● **AIM**
Return every line below as is, leaving out the pictures.
** start **
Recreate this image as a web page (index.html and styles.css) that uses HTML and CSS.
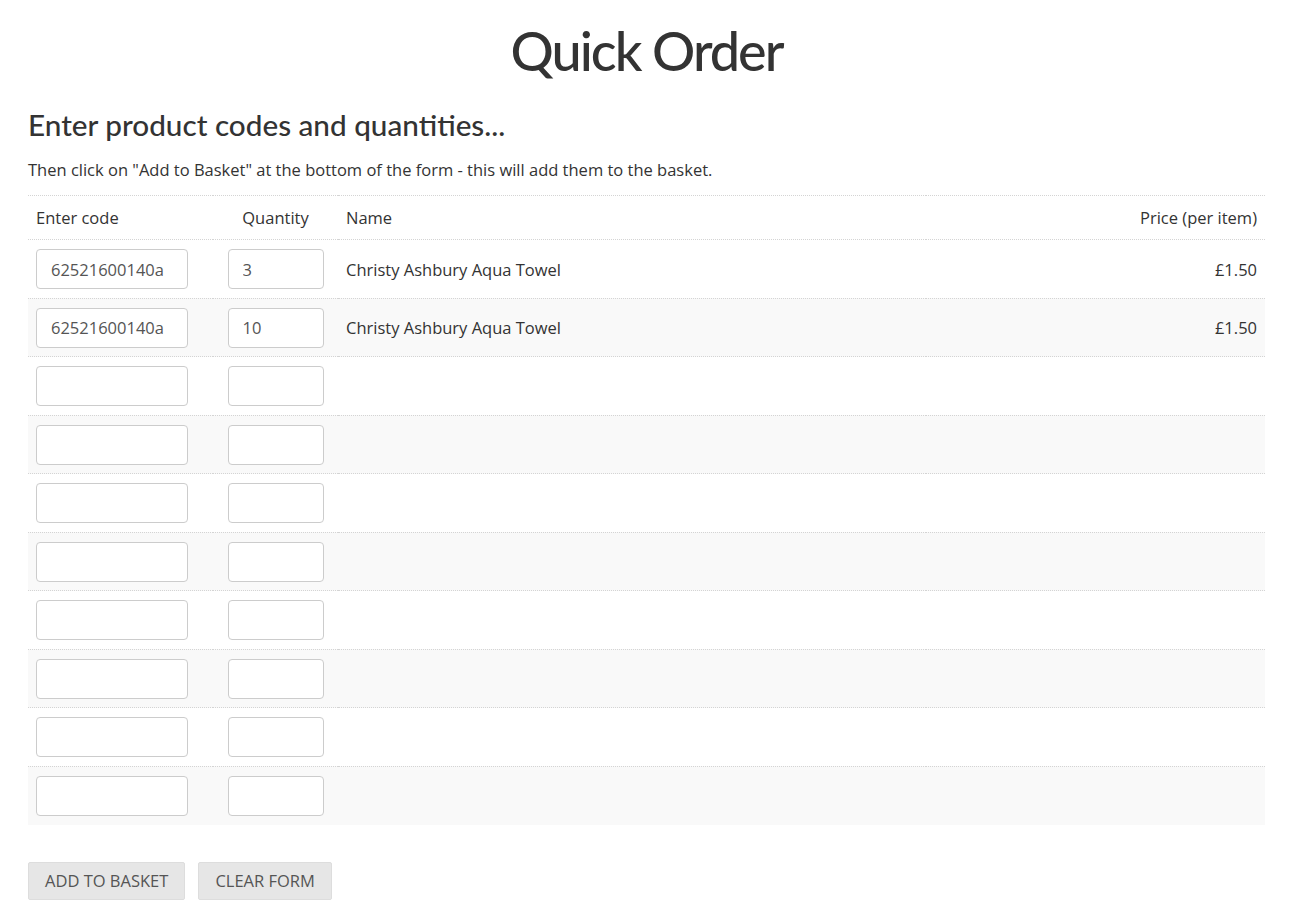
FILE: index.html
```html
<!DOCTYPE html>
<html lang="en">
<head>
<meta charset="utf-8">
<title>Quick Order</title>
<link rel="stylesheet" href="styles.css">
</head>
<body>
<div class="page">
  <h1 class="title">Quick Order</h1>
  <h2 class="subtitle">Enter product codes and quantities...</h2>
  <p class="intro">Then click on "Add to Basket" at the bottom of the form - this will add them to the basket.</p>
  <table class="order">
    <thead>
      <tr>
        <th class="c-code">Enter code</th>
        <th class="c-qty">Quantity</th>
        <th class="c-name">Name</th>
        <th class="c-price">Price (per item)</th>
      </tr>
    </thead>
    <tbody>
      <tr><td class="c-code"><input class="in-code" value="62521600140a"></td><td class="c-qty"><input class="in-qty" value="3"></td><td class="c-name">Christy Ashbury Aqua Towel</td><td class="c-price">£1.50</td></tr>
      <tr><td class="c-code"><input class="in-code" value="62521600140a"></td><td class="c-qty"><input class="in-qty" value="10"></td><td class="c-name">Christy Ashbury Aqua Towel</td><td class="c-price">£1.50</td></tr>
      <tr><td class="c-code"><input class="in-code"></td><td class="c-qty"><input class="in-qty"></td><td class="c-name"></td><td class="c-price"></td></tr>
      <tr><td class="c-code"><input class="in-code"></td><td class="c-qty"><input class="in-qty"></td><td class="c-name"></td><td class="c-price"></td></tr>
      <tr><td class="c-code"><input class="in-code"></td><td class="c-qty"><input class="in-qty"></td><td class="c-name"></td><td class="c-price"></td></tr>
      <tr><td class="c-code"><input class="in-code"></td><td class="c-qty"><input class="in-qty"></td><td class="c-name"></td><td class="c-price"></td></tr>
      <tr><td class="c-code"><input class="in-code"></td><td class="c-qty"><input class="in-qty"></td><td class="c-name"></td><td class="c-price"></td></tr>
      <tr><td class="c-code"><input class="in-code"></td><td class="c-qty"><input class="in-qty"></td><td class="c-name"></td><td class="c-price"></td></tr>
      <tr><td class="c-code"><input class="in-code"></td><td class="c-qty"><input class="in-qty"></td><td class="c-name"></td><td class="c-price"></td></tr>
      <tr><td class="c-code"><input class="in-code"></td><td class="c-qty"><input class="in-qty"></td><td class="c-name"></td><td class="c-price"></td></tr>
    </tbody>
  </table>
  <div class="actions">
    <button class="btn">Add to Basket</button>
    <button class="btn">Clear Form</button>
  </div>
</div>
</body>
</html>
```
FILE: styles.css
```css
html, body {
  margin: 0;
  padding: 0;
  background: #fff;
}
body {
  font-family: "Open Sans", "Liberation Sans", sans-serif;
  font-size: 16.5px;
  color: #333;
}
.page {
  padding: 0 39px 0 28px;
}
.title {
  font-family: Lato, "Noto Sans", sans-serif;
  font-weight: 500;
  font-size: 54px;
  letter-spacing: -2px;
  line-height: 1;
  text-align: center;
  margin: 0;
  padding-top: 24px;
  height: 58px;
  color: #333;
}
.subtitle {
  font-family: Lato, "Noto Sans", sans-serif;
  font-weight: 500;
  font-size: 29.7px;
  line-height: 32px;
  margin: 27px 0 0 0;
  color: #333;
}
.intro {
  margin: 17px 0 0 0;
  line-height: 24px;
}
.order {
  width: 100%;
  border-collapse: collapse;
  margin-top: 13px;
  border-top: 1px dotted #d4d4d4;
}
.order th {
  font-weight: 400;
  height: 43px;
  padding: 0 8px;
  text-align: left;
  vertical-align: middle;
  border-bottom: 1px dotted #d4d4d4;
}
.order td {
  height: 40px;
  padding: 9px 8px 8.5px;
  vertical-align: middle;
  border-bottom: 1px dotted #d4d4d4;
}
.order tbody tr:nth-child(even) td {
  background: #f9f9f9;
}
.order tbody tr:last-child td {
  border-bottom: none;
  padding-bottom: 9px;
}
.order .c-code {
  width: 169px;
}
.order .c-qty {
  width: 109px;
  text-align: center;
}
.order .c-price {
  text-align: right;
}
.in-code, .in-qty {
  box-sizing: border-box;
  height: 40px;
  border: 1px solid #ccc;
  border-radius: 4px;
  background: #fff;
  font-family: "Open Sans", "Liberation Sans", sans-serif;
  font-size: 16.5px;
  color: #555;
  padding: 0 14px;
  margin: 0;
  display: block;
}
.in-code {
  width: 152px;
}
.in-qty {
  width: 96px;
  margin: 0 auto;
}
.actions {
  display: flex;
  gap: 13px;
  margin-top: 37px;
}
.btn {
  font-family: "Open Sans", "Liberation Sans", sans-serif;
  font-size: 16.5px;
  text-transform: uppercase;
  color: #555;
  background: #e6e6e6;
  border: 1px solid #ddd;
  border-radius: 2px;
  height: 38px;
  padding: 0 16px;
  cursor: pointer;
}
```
** end **
● **OUTPUT OF THE TASK**
Recreate this image as a web page (index.html and styles.css) that uses HTML and CSS.
FILE: index.html
```html
<!DOCTYPE html>
<html lang="en">
<head>
<meta charset="utf-8">
<title>Quick Order</title>
<link rel="stylesheet" href="styles.css">
</head>
<body>
<div class="page">
  <h1 class="title">Quick Order</h1>
  <h2 class="subtitle">Enter product codes and quantities...</h2>
  <p class="intro">Then click on "Add to Basket" at the bottom of the form - this will add them to the basket.</p>
  <table class="order">
    <thead>
      <tr>
        <th class="c-code">Enter code</th>
        <th class="c-qty">Quantity</th>
        <th class="c-name">Name</th>
        <th class="c-price">Price (per item)</th>
      </tr>
    </thead>
    <tbody>
      <tr><td class="c-code"><input class="in-code" value="62521600140a"></td><td class="c-qty"><input class="in-qty" value="3"></td><td class="c-name">Christy Ashbury Aqua Towel</td><td class="c-price">£1.50</td></tr>
      <tr><td class="c-code"><input class="in-code" value="62521600140a"></td><td class="c-qty"><input class="in-qty" value="10"></td><td class="c-name">Christy Ashbury Aqua Towel</td><td class="c-price">£1.50</td></tr>
      <tr><td class="c-code"><input class="in-code"></td><td class="c-qty"><input class="in-qty"></td><td class="c-name"></td><td class="c-price"></td></tr>
      <tr><td class="c-code"><input class="in-code"></td><td class="c-qty"><input class="in-qty"></td><td class="c-name"></td><td class="c-price"></td></tr>
      <tr><td class="c-code"><input class="in-code"></td><td class="c-qty"><input class="in-qty"></td><td class="c-name"></td><td class="c-price"></td></tr>
      <tr><td class="c-code"><input class="in-code"></td><td class="c-qty"><input class="in-qty"></td><td class="c-name"></td><td class="c-price"></td></tr>
      <tr><td class="c-code"><input class="in-code"></td><td class="c-qty"><input class="in-qty"></td><td class="c-name"></td><td class="c-price"></td></tr>
      <tr><td class="c-code"><input class="in-code"></td><td class="c-qty"><input class="in-qty"></td><td class="c-name"></td><td class="c-price"></td></tr>
      <tr><td class="c-code"><input class="in-code"></td><td class="c-qty"><input class="in-qty"></td><td class="c-name"></td><td class="c-price"></td></tr>
      <tr><td class="c-code"><input class="in-code"></td><td class="c-qty"><input class="in-qty"></td><td class="c-name"></td><td class="c-price"></td></tr>
    </tbody>
  </table>
  <div class="actions">
    <button class="btn">Add to Basket</button>
    <button class="btn">Clear Form</button>
  </div>
</div>
</body>
</html>
```
FILE: styles.css
```css
html, body {
  margin: 0;
  padding: 0;
  background: #fff;
}
body {
  font-family: "Open Sans", "Liberation Sans", sans-serif;
  font-size: 16.5px;
  color: #333;
}
.page {
  padding: 0 39px 0 28px;
}
.title {
  font-family: Lato, "Noto Sans", sans-serif;
  font-weight: 500;
  font-size: 54px;
  letter-spacing: -2px;
  line-height: 1;
  text-align: center;
  margin: 0;
  padding-top: 24px;
  height: 58px;
  color: #333;
}
.subtitle {
  font-family: Lato, "Noto Sans", sans-serif;
  font-weight: 500;
  font-size: 29.7px;
  line-height: 32px;
  margin: 27px 0 0 0;
  color: #333;
}
.intro {
  margin: 17px 0 0 0;
  line-height: 24px;
}
.order {
  width: 100%;
  border-collapse: collapse;
  margin-top: 13px;
  border-top: 1px dotted #d4d4d4;
}
.order th {
  font-weight: 400;
  height: 43px;
  padding: 0 8px;
  text-align: left;
  vertical-align: middle;
  border-bottom: 1px dotted #d4d4d4;
}
.order td {
  height: 40px;
  padding: 9px 8px 8.5px;
  vertical-align: middle;
  border-bottom: 1px dotted #d4d4d4;
}
.order tbody tr:nth-child(even) td {
  background: #f9f9f9;
}
.order tbody tr:last-child td {
  border-bottom: none;
  padding-bottom: 9px;
}
.order .c-code {
  width: 169px;
}
.order .c-qty {
  width: 109px;
  text-align: center;
}
.order .c-price {
  text-align: right;
}
.in-code, .in-qty {
  box-sizing: border-box;
  height: 40px;
  border: 1px solid #ccc;
  border-radius: 4px;
  background: #fff;
  font-family: "Open Sans", "Liberation Sans", sans-serif;
  font-size: 16.5px;
  color: #555;
  padding: 0 14px;
  margin: 0;
  display: block;
}
.in-code {
  width: 152px;
}
.in-qty {
  width: 96px;
  margin: 0 auto;
}
.actions {
  display: flex;
  gap: 13px;
  margin-top: 37px;
}
.btn {
  font-family: "Open Sans", "Liberation Sans", sans-serif;
  font-size: 16.5px;
  text-transform: uppercase;
  color: #555;
  background: #e6e6e6;
  border: 1px solid #ddd;
  border-radius: 2px;
  height: 38px;
  padding: 0 16px;
  cursor: pointer;
}
```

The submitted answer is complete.